I recently performed an experiment similar to the Schmidt (1980) experiment, and unlike Schmidt, I got something that looks like a positive result, but only after numerous unsuccessful attempts.
This is part of the abstract of the Schmidt (1980) paper; A Search for Advanced Fields in Electromagnetic Radiation:
An experiment to search for an advanced component of electromagnetic radiation, as suggested by the time symmetry of Maxwell's equations was conducted. A dipole transmitting antenna was driven periodically with 10.2 GHz microwave pulses of 12 ns duration and 4 watt instantaneous power. A receiving dipole antenna at a distance R = 10m away was instrumented to search for power above noise received in a time gate at a time r/c prior to transmission of each pulse. Data were integrated over 10 to the 7th power pulses. The experiment was performed at Lick Observatory, atop Mt. Hamilton, CA, to enable placement of the antennas so that a line connecting them, when extended to infinity in both directions, encounters no local complete absorber.
In the Schmidt experiment configuration I also got negative results. After at least 2000 runs in which no statistically significant signal above the level of the noise were detected in the advanced time window, I introduced three important changes in the experiment. The positive result was obtained only when all three changes are implemented simultaneously:
1. The experiment is carried out at wavelengths greater than 21 cm. It is possible that, due to the red shift in the distant future, microwaves of shorter wavelengths become stretched to the wavelength of 21 cm and absorbed by interstellar hydrogen, as suggested by Fearn (2014).
2. The detection is done with a λ/20 antenna, as suggested by Niknejadi (2015). The advanced signal disappears when antenna of ≈λ/6.7 or bigger is used for detection.
3. The antennas are placed so that a line connecting them, when extended behind the receiving antenna, points to the sky at an angle of ≈10° above the horizon. The advanced signal disappears in conditions of high relative humidity of the air and overcast sky at angles of less than ≈5°.
Even though the SNR of the signal measured in the advanced time window defined as μ/σ reaches 30.9, the possibility that the real cause of the signal is an unknown source of systematic error cannot be completely ruled out.
If perhaps someone is interested to reproduce the experiment to confirm or refute the results, here can find more details about the experiment:
Measurement of Advanced Electromagnetic Radiation - http://doi.org/10.5281/zenodo.247283
From the above working paper:
The block diagram of the basic experiment is shown in Figure 1. RF signal generator Signal Hound VSG25A generates pulses in duration of 6 ns to 24 ns (FWHM) and 10 mW (CW) power. Signal is supplied with an 8 cm long coaxial cable to the RF amplifier Mitsubishi M57796MA from which the signal amplified to ≈100 mW (CW) is supplied to a λ/10 monopole transmitting antenna, placed 200 cm above the surrounding terrain. At a distance of 430 cm, a receiving λ/20 monopole antenna is placed at the height of 300 cm above the ground. Angle between the horizon and the line connecting the two antennas is ≈10°. Received signal is supplied by 60 cm long coaxial cable through simple high pass filter to 50Ω input of 300 MHz oscilloscope Rigol DS2302A and a 100 MHz wide digital band-pass filter is applied to the signal. Horizontal scale is set to10 ns/div, vertical scale is set to 500 μV/div, while the mathematical scale in which the filtered signal is shown is set to 200 μV/div.
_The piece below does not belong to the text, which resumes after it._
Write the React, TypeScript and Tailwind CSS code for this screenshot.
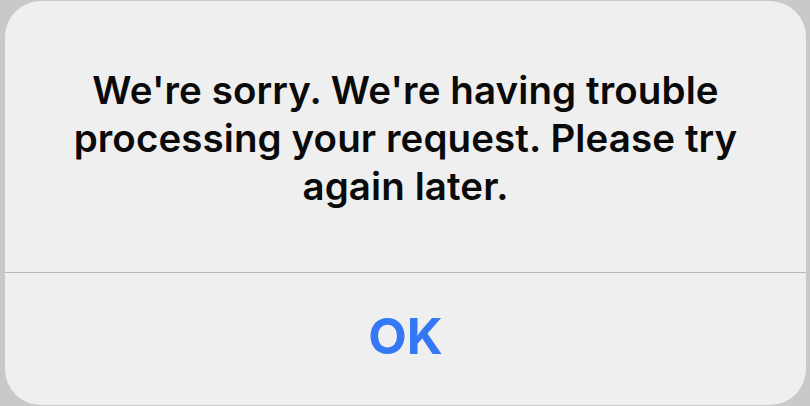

Figure 2 A shows a signal measured in the above described configuration at an angle of ≈10°. Peak of the retarded pulse, 12 ns FWHM, wavelength of 167 cm is at 0 ns. Peak of the advanced signal is at -28.6±0.2 ns. Average value (Vrms) of advanced signal after 1000 pulses is 252.3±9.5 μV. Error is the standard deviation. As shown in Figure 2 B, by raising the transmitting antenna by 50 cm and thereby by reducing the angle to ≈ 3.5°, the advanced signal weakened to 35.4±5.1 μV. Runs were made 5 minutes apart at clear skies and low relative humidity. Same effect can be achieved by lowering the receiving antenna to the height of the transmitting antenna. In conditions of high relative humidity of the air or cloudy weather, the signal completely disappears at angles smaller than ≈5°.
I'm not a professional physicist (obviously), so it is possible that I made some big mistake that I did not aware of. Any criticism is welcomed and appreciated.